WHAT THE TASK ASKS:
Leave out every picture, then transcribe the rest of the listing exactly.

DATASET EXCERPT:

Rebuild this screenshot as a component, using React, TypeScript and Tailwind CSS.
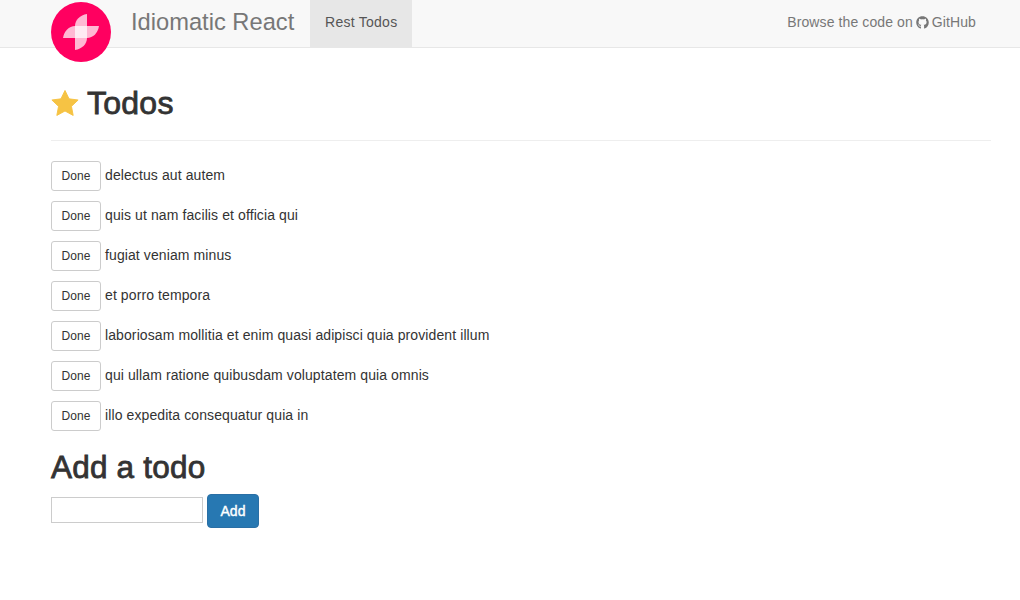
import { FaGithub } from "react-icons/fa";

const todos = [
  "delectus aut autem",
  "quis ut nam facilis et officia qui",
  "fugiat veniam minus",
  "et porro tempora",
  "laboriosam mollitia et enim quasi adipisci quia provident illum",
  "qui ullam ratione quibusdam voluptatem quia omnis",
  "illo expedita consequatur quia in",
];

const Logo = () => (
  <svg viewBox="0 0 60 60" className="absolute left-[51px] top-[2px] w-[60px] h-[60px]">
    <circle cx="30" cy="30" r="30" fill="#ff0060" />
    <path d="M36 12 C29 13 24 18 24 24 L24 48 C31 47 36 42 36 36 Z" fill="#fff" fillOpacity="0.72" />
    <path d="M12 36 C13 29 18 24 24 24 L48 24 C47 31 42 36 36 36 Z" fill="#fff" fillOpacity="0.72" />
  </svg>
);

const Star = () => (
  <svg viewBox="0 0 28 27" className="w-[28px] h-[26px] -mt-[2px]">
    <path
      d="M14 0.5 L18.2 9.2 L27.6 10.4 L20.7 17 L22.5 26.4 L14 21.8 L5.5 26.4 L7.3 17 L0.4 10.4 L9.8 9.2 Z"
      fill="#f6c344"
      stroke="#f6c344"
      strokeLinejoin="round"
    />
  </svg>
);

export default function App() {
  return (
    <div className="relative min-h-[600px] bg-white font-['Liberation_Sans',Arial,sans-serif] text-[14px] tracking-[0.1px] text-[#333]">
      <nav className="h-[48px] bg-[#f8f8f8] border-b border-[#e7e7e7] flex pl-[131px] pr-[44px]">
        <a className="text-[23.7px] tracking-normal leading-[44px] text-[#777] mr-[16px]">Idiomatic React</a>
        <a className="h-[47px] w-[102px] pb-[2px] bg-[#e7e7e7] text-[#555] tracking-[0.25px] flex items-center justify-center">
          Rest Todos
        </a>
        <a className="ml-auto pb-[2px] flex items-center gap-[3px] text-[#777]">
          Browse the code on <FaGithub className="w-[13px] h-[13px]" /> GitHub
        </a>
      </nav>
      <Logo />
      <main className="pl-[51px] pr-[29px]">
        <div className="mt-[39px] pb-[20px] border-b border-[#eee] flex items-center gap-[8px] h-[54px]">
          <Star />
          <h1 className="text-[32px] tracking-[0.25px] [-webkit-text-stroke:0.8px] leading-[33px]">Todos</h1>
        </div>
        <ul className="mt-[20px] flex flex-col gap-[10px]">
          {todos.map((todo) => (
            <li key={todo} className="flex items-center gap-[4px] h-[30px]">
              <button className="w-[50px] h-[30px] bg-white border border-[#ccc] rounded-[3px] text-[12px] text-[#333]">
                Done
              </button>
              <span className="pb-[2px]">{todo}</span>
            </li>
          ))}
        </ul>
        <h2 className="mt-[20px] text-[31.5px] tracking-[0.2px] [-webkit-text-stroke:0.8px] leading-[33px]">Add a todo</h2>
        <form className="mt-[13px] flex items-start gap-[4px]">
          <input type="text" className="w-[152px] h-[26px] border border-[#ccc] bg-white" />
          <button type="button" className="w-[52px] h-[34px] -mt-[3px] bg-[#2778b2] border border-[#2a6fa5] rounded-[4px] text-white [-webkit-text-stroke:0.4px]">
            Add
          </button>
        </form>
      </main>
    </div>
  );
}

EXERCISE RESULT:
Rebuild this screenshot as a component, using React, TypeScript and Tailwind CSS.
import { FaGithub } from "react-icons/fa";

const todos = [
  "delectus aut autem",
  "quis ut nam facilis et officia qui",
  "fugiat veniam minus",
  "et porro tempora",
  "laboriosam mollitia et enim quasi adipisci quia provident illum",
  "qui ullam ratione quibusdam voluptatem quia omnis",
  "illo expedita consequatur quia in",
];

const Logo = () => (
  <svg viewBox="0 0 60 60" className="absolute left-[51px] top-[2px] w-[60px] h-[60px]">
    <circle cx="30" cy="30" r="30" fill="#ff0060" />
    <path d="M36 12 C29 13 24 18 24 24 L24 48 C31 47 36 42 36 36 Z" fill="#fff" fillOpacity="0.72" />
    <path d="M12 36 C13 29 18 24 24 24 L48 24 C47 31 42 36 36 36 Z" fill="#fff" fillOpacity="0.72" />
  </svg>
);

const Star = () => (
  <svg viewBox="0 0 28 27" className="w-[28px] h-[26px] -mt-[2px]">
    <path
      d="M14 0.5 L18.2 9.2 L27.6 10.4 L20.7 17 L22.5 26.4 L14 21.8 L5.5 26.4 L7.3 17 L0.4 10.4 L9.8 9.2 Z"
      fill="#f6c344"
      stroke="#f6c344"
      strokeLinejoin="round"
    />
  </svg>
);

export default function App() {
  return (
    <div className="relative min-h-[600px] bg-white font-['Liberation_Sans',Arial,sans-serif] text-[14px] tracking-[0.1px] text-[#333]">
      <nav className="h-[48px] bg-[#f8f8f8] border-b border-[#e7e7e7] flex pl-[131px] pr-[44px]">
        <a className="text-[23.7px] tracking-normal leading-[44px] text-[#777] mr-[16px]">Idiomatic React</a>
        <a className="h-[47px] w-[102px] pb-[2px] bg-[#e7e7e7] text-[#555] tracking-[0.25px] flex items-center justify-center">
          Rest Todos
        </a>
        <a className="ml-auto pb-[2px] flex items-center gap-[3px] text-[#777]">
          Browse the code on <FaGithub className="w-[13px] h-[13px]" /> GitHub
        </a>
      </nav>
      <Logo />
      <main className="pl-[51px] pr-[29px]">
        <div className="mt-[39px] pb-[20px] border-b border-[#eee] flex items-center gap-[8px] h-[54px]">
          <Star />
          <h1 className="text-[32px] tracking-[0.25px] [-webkit-text-stroke:0.8px] leading-[33px]">Todos</h1>
        </div>
        <ul className="mt-[20px] flex flex-col gap-[10px]">
          {todos.map((todo) => (
            <li key={todo} className="flex items-center gap-[4px] h-[30px]">
              <button className="w-[50px] h-[30px] bg-white border border-[#ccc] rounded-[3px] text-[12px] text-[#333]">
                Done
              </button>
              <span className="pb-[2px]">{todo}</span>
            </li>
          ))}
        </ul>
        <h2 className="mt-[20px] text-[31.5px] tracking-[0.2px] [-webkit-text-stroke:0.8px] leading-[33px]">Add a todo</h2>
        <form className="mt-[13px] flex items-start gap-[4px]">
          <input type="text" className="w-[152px] h-[26px] border border-[#ccc] bg-white" />
          <button type="button" className="w-[52px] h-[34px] -mt-[3px] bg-[#2778b2] border border-[#2a6fa5] rounded-[4px] text-white [-webkit-text-stroke:0.4px]">
            Add
          </button>
        </form>
      </main>
    </div>
  );
}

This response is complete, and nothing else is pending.